---- Recorded data

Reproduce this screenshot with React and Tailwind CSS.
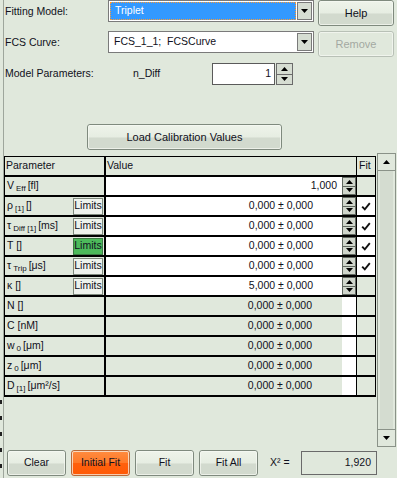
import React from "react";

const font = { fontFamily: '"Liberation Sans", Arial, sans-serif' };

function Tri({ down = false, size = 7 }) {
  return (
    <svg width={size} height={4} viewBox="0 0 7 4" className="block">
      {down ? <polygon points="0,0 7,0 3.5,4" fill="#000" /> : <polygon points="0,4 7,4 3.5,0" fill="#000" />}
    </svg>
  );
}

function Btn({ children, className = "", disabled = false, orange = false }) {
  const bg = orange
    ? "bg-[linear-gradient(to_bottom,#ff8c40_0%,#ff7a28_50%,#ff600c_52%,#ff5a06_100%)] border-[#b86a3a]"
    : disabled
    ? "bg-[#e0e8dc] border-[#b8c0b6]"
    : "bg-[linear-gradient(to_bottom,#eef3ea_0%,#e6ede2_50%,#d2dace_54%,#d2dace_100%)] border-[#7f8a7e]";
  return (
    <div
      className={`flex items-center justify-center rounded-[3px] border ${bg} ${
        disabled ? "text-[#a3a8a2]" : "text-[#101020]"
      } ${className}`}
    >
      <div className="flex h-full w-full items-center justify-center rounded-[2px] border border-[#f6f9f4]/70">{children}</div>
    </div>
  );
}

function Spin({ h = 18 }) {
  return (
    <div className="flex w-[14px] flex-col" style={{ height: h }}>
      <div className="flex flex-1 items-center justify-center border border-[#606860] bg-[#d0d6cc]">
        <Tri />
      </div>
      <div className="flex flex-1 items-center justify-center border border-t-0 border-[#606860] bg-[#d0d6cc]">
        <Tri down />
      </div>
    </div>
  );
}

function Check() {
  return (
    <svg width="10" height="9" viewBox="0 0 10 9">
      <path d="M1.2 4.6 L3.8 7.4 L8.8 1.2" stroke="#111" strokeWidth="1.9" fill="none" />
    </svg>
  );
}

function Sub({ children }) {
  return <span className="relative top-[2px] mx-[2px] text-[8px]">{children}</span>;
}

const rows = [
  { label: <>V<Sub>Eff</Sub>[fl]</>, value: "1,000", spin: true, white: true, right: true },
  { label: <>ρ<Sub>[1]</Sub>[]</>, value: "0,000 ± 0,000", spin: true, white: true, limits: "n", fit: true },
  { label: <>τ<Sub>Diff [1]</Sub>[ms]</>, value: "0,000 ± 0,000", spin: true, white: true, limits: "n", fit: true },
  { label: <>T []</>, value: "0,000 ± 0,000", spin: true, white: true, limits: "g", fit: true },
  { label: <>τ<Sub>Trip</Sub>[μs]</>, value: "0,000 ± 0,000", spin: true, white: true, limits: "n", fit: true },
  { label: <>κ []</>, value: "5,000 ± 0,000", spin: true, white: true, limits: "n" },
  { label: <>N []</>, value: "0,000 ± 0,000" },
  { label: <>C [nM]</>, value: "0,000 ± 0,000" },
  { label: <>w<Sub>0</Sub>[μm]</>, value: "0,000 ± 0,000" },
  { label: <>z<Sub>0</Sub>[μm]</>, value: "0,000 ± 0,000" },
  { label: <>D<Sub>[1]</Sub>[μm²/s]</>, value: "0,000 ± 0,000" },
];

function Row({ r }) {
  return (
    <div className="flex h-[20px] border-b-2 border-black">
      <div className="flex w-[99px] items-center justify-between pl-[2px] pr-[1px]">
        <span className="whitespace-nowrap">{r.label}</span>
        {r.limits && (
          <div
            className={`flex h-[17px] w-[30px] items-center justify-center border ${
              r.limits === "g" ? "border-[#3d7a45] bg-[#4dba5b]" : "border-[#7f8a7e] bg-[#eef2ec]"
            } text-[#101020]`}
          >
            Limits
          </div>
        )}
      </div>
      <div className="w-[2px] bg-black" />
      <div className={`flex w-[236px] items-center justify-end ${r.white ? "bg-white pr-[5px]" : "pr-[30px]"}`}>
        {r.right ? r.value : <span className={r.white ? "pr-[24px]" : ""}>{r.value}</span>}
      </div>
      <div className="flex w-[14px] items-center bg-white">{r.spin && <Spin />}</div>
      <div className="w-[1px] bg-black" />
      <div className={`flex w-[18px] items-center justify-center ${r.fit ? "bg-white" : ""}`}>{r.fit && <Check />}</div>
    </div>
  );
}

export default function App() {
  return (
    <div className="flex h-[478px] w-[397px] overflow-hidden bg-[#e0e8dc] text-[10.5px] text-[#101020]" style={font}>
      <div className="flex w-[3px] flex-col justify-end gap-[12px] pb-[10px]">
        {[0, 1, 2, 3, 4].map((i) => (
          <div key={i} className="h-[4px] w-[2px] bg-[#202020]" />
        ))}
      </div>
      <div className="w-[1px] bg-[#9ea69c]" />
      <div className="flex flex-1 flex-col">
        {/* row 1 */}
        <div className="flex h-[26px] items-start">
          <div className="w-[104px] pl-[1px] pt-[4px]">Fitting Model:</div>
          <div className="flex h-[22px] w-[206px] items-center border border-[#7a7a7a] bg-white p-[1px]">
            <div className="flex h-full flex-1 items-center border border-dotted border-[#ff9a30] bg-[#3399ff] pl-[4px] text-white">
              Triplet
            </div>
            <div className="ml-[1px] flex h-full w-[15px] items-center justify-center border border-[#7a7a7a] bg-[#d6ddd2]">
              <Tri down />
            </div>
          </div>
          <Btn className="ml-[4px] h-[26px] w-[76px] text-[11px]">Help</Btn>
        </div>
        {/* row 2 */}
        <div className="mt-[5px] flex h-[26px] items-start">
          <div className="w-[104px] pl-[1px] pt-[4px]">FCS Curve:</div>
          <div className="flex h-[22px] w-[206px] items-center border border-[#7a7a7a] bg-white p-[1px]">
            <div className="flex h-full flex-1 items-center pl-[4px] whitespace-pre">FCS_1_1;  FCSCurve</div>
            <div className="ml-[1px] flex h-full w-[15px] items-center justify-center border border-[#7a7a7a] bg-[#d6ddd2]">
              <Tri down />
            </div>
          </div>
          <Btn disabled className="ml-[4px] h-[26px] w-[76px] text-[11px]">Remove</Btn>
        </div>
        {/* row 3 */}
        <div className="mt-[6px] flex h-[22px] items-center">
          <div className="w-[129px] pl-[1px]">Model Parameters:</div>
          <div className="w-[79px]">n_Diff</div>
          <div className="flex h-[22px] w-[63px] items-center justify-end border border-[#5a5a5a] bg-white pr-[3px]">1</div>
          <div className="ml-[1px] flex h-[22px] w-[17px] flex-col">
            <div className="flex flex-1 items-center justify-center border border-[#6a6a6a] bg-[#d6ddd2]">
              <Tri />
            </div>
            <div className="flex flex-1 items-center justify-center border border-t-0 border-[#6a6a6a] bg-[#d6ddd2]">
              <Tri down />
            </div>
          </div>
        </div>
        {/* load button */}
        <div className="mt-[39px] flex">
          <Btn className="ml-[83px] h-[26px] w-[195px] text-[11px]">Load Calibration Values</Btn>
        </div>
        {/* table + scrollbar */}
        <div className="mt-[3px] flex h-[294px] items-start">
          <div className="mt-[3px] flex w-[372px] flex-col border-x border-t border-black">
            <div className="flex h-[20px] border-b-2 border-black">
              <div className="flex w-[99px] items-center pl-[1px]">Parameter</div>
              <div className="w-[2px] bg-black" />
              <div className="flex w-[250px] items-center pl-[1px]">Value</div>
              <div className="w-[1px] bg-black" />
              <div className="flex w-[18px] items-center pl-[2px]">Fit</div>
            </div>
            {rows.map((r, i) => (
              <Row key={i} r={r} />
            ))}
          </div>
          <div className="ml-[1px] flex h-full w-[19px] flex-col border border-[#8a9288] bg-[#d4dcd0]">
            <div className="flex h-[17px] items-center justify-center border-b border-[#8a9288] bg-[#e0e8dc]">
              <Tri />
            </div>
            <div className="flex-1 border-x-[2px] border-[#e0e8dc] bg-[#d4dcd0]" />
            <div className="flex h-[17px] items-center justify-center border-t border-[#8a9288] bg-[#e0e8dc]">
              <Tri down />
            </div>
          </div>
        </div>
        {/* bottom */}
        <div className="mt-[3px] flex h-[26px] items-center">
          <Btn className="ml-[3px] h-[26px] w-[59px]">Clear</Btn>
          <Btn orange className="ml-[5px] h-[26px] w-[59px]">Initial Fit</Btn>
          <Btn className="ml-[5px] h-[26px] w-[59px]">Fit</Btn>
          <Btn className="ml-[5px] h-[26px] w-[59px]">Fit All</Btn>
          <div className="ml-[12px] w-[31px]">X² =</div>
          <div className="flex h-[24px] w-[76px] items-center justify-end border border-[#6a6a6a] pr-[5px]">1,920</div>
        </div>
      </div>
    </div>
  );
}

--------

● Do this:
Pull out the lines above in which the word "React" appears.

● Answer to this exercise:
Reproduce this screenshot with React and Tailwind CSS.
import React from "react";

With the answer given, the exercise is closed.